This is the latest installment in the Civil War Classics series written by students in Professor Peter Carmichael’s graduate level readings course at West Virginia University. This review of Wiley’s analysis of fraternization in The Life of Johnny Reb and The Life of Billy Yank was written by Lauren Thompson.  Click here for other posts in the series.

Bell Irvin Wiley’s influential accounts, Life of Johnny Reb and Life of Billy Yank, provide groundbreaking insight concerning the daily life of the common Civil War soldiers.  During those times when life turned monotonous and dull, Wiley found that soldiers could be remarkably creative in relieving the tedium of camp.  Fraternization was one form of escape, a topic that Wiley does not mention in Johnny Reb, but a matter that he explores in Billy Yank.  The underlying cause of fraternization, he argues, was simply curiosity.  While both sides were certainly inquisitive about the other, Wiley overlooks the deeper social and political meaning of these peaceful encounters between combatants.

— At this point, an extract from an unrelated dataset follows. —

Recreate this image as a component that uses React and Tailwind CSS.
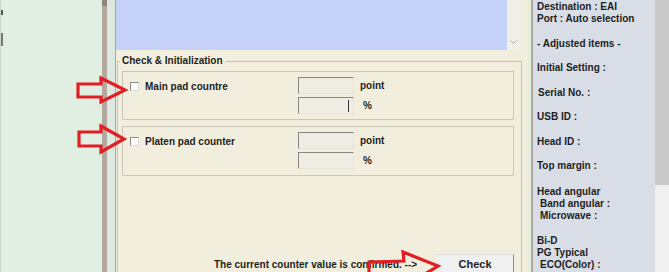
import React from "react";

function Checkbox() {
  return (
    <div className="w-[9px] h-[9px] shrink-0 bg-[#fdfdfd] border border-t-[#8a8a8a] border-l-[#8a8a8a] border-r-[#dcdcdc] border-b-[#dcdcdc]" />
  );
}

function Field({ cursor }) {
  return (
    <div className="w-[56px] h-[17px] bg-[#efede4] border border-t-[#858585] border-l-[#858585] border-r-[#e6e4da] border-b-[#e6e4da] flex items-center justify-end pr-[4px]">
      {cursor && <span className="w-px h-[12px] bg-[#333]" />}
    </div>
  );
}

function CounterBox({ label, cursor, className }) {
  return (
    <div className={"ml-[4px] w-[392px] border border-[#cbc7b8] flex items-start " + className}>
      <div className="w-[175px] pl-[7px] pt-[8px] flex items-center">
        <Checkbox />
        <span className="ml-[6px] leading-[12px] mt-[1px]">{label}</span>
      </div>
      <div className="pt-[5px] flex flex-col gap-[3px]">
        <div className="flex items-center gap-[6px]">
          <Field />
          <span className="leading-[12px]">point</span>
        </div>
        <div className="flex items-center gap-[6px]">
          <Field cursor={cursor} />
          <span className="ml-[3px] leading-[12px]">%</span>
        </div>
      </div>
    </div>
  );
}

export default function App() {
  return (
    <div
      className="relative w-[669px] h-[272px] overflow-hidden flex text-[10px] font-bold text-[#1e1e1e]"
      style={{ fontFamily: '"Liberation Sans", Arial, sans-serif' }}
    >
      {/* left green area */}
      <div className="w-[102px] h-full bg-[#e1efe3] border-l border-[#c9d6ca] flex flex-col">
        <div className="mt-[10px] w-[2px] h-[5px] bg-[#555]" />
        <div className="mt-[18px] w-[2px] h-[13px] bg-[#777]" />
      </div>
      <div className="w-[5px] h-full bg-[#b4a79f] flex flex-col">
        <div className="h-[6px] bg-[#8f857f]" />
      </div>
      <div className="w-[8px] h-full bg-[#dde9de]" />
      <div className="w-[1px] h-full bg-[#a2a9a2]" />

      {/* dialog */}
      <div className="w-[412px] h-full bg-[#f2eedd] flex flex-col">
        <div className="h-[50px] flex shrink-0">
          <div className="w-[391px] h-full bg-[#c6d1f8]" />
          <div className="w-[13px] h-full bg-[#f0f0eb] flex flex-col justify-end items-center pb-[6px]">
            <svg width="7" height="4" viewBox="0 0 7 4">
              <path d="M0.5 0.5 L3.5 3.5 L6.5 0.5" stroke="#a8a8a8" strokeWidth="1" fill="none" />
            </svg>
          </div>
        </div>
        <fieldset className="mt-[5px] ml-[1px] w-[405px] border border-[#c8c4b4] shrink-0">
          <legend className="ml-[2px] px-[2px] leading-[12px] mt-[1px]">Check &amp; Initialization</legend>
          <CounterBox label="Main pad countre" cursor className="mt-[4px] h-[49px]" />
          <CounterBox label="Platen pad counter" className="mt-[6px] h-[50px]" />
          <div className="mt-[78px] flex items-center h-[20px]">
            <span className="ml-[96px] leading-[12px] mt-[1px]">The current counter value is confirmed. --&gt;</span>
            <div className="ml-auto mr-[7px] w-[77px] h-[20px] bg-[#f0f0f0] border-r border-r-[#8d8d8d] border-t border-t-[#dedede] flex items-center justify-center">
              <span className="text-[11px] leading-[12px] -mt-[1px]">Check</span>
            </div>
          </div>
        </fieldset>
      </div>

      {/* separator */}
      <div className="w-[3px] h-full bg-[#e6ebdc]" />
      <div className="w-[2px] h-full bg-[#aaa8a0]" />

      {/* right info panel */}
      <div className="w-[122px] h-full bg-[#d9dde6] pl-[4px] pt-[1px] flex flex-col leading-[12px] whitespace-nowrap">
        <div>Destination : EAI</div>
        <div>Port : Auto selection</div>
        <div className="mt-[13px]">- Adjusted items -</div>
        <div className="mt-[12px]">Initial Setting :</div>
        <div className="mt-[13px] ml-[1px]">Serial No. :</div>
        <div className="mt-[12px]">USB ID :</div>
        <div className="mt-[13px]">Head ID :</div>
        <div className="mt-[12px]">Top margin :</div>
        <div className="mt-[14px]">Head angular</div>
        <div className="ml-[3px]">Band angular :</div>
        <div className="ml-[3px] -mt-[0.5px]">Microwave :</div>
        <div className="mt-[13px]">Bi-D</div>
        <div>PG Typical</div>
        <div className="ml-[3px]">ECO(Color) :</div>
      </div>

      {/* scrollbar */}
      <div className="w-[14px] h-full flex flex-col">
        <div className="h-[185px] bg-[#cacaca]" />
        <div className="flex-1 bg-[#f0f0f0]" />
      </div>

      {/* red annotation arrows */}
      <svg className="absolute inset-0 pointer-events-none" width="669" height="272" viewBox="0 0 669 272">
        <g fill="none" stroke="#e01e24" strokeWidth="3.2" strokeLinejoin="miter">
          <polygon points="78,84 101,84 101,78 125,90 101,102 101,97 78,97" />
          <polygon points="79,132 101,132 101,126 124,139 101,152 101,146 79,146" />
          <polygon points="369,262 404,261 403,252 438,266 412,282 408,276 369,276" />
        </g>
      </svg>
    </div>
  );
}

Although forbidden by military order, thousands of Union and Confederate soldiers shared conversations, held swimming parties, traded goods, shared newspapers, and visited opposing sides while on picket duty. Wiley argues that prewar fraternal organizations such as the Masonic Order and the shared common language were reasons as to why many soldiers were friendly with the enemy.  Wiley also argues that the shared position as victims of political machinations also drove men to fraternize. In the end, Wiley’s investigation of the common soldier reveals that soldiers admired one another for their bravery on the battlefield, virtuous qualities of character, and sympathy for the hardship.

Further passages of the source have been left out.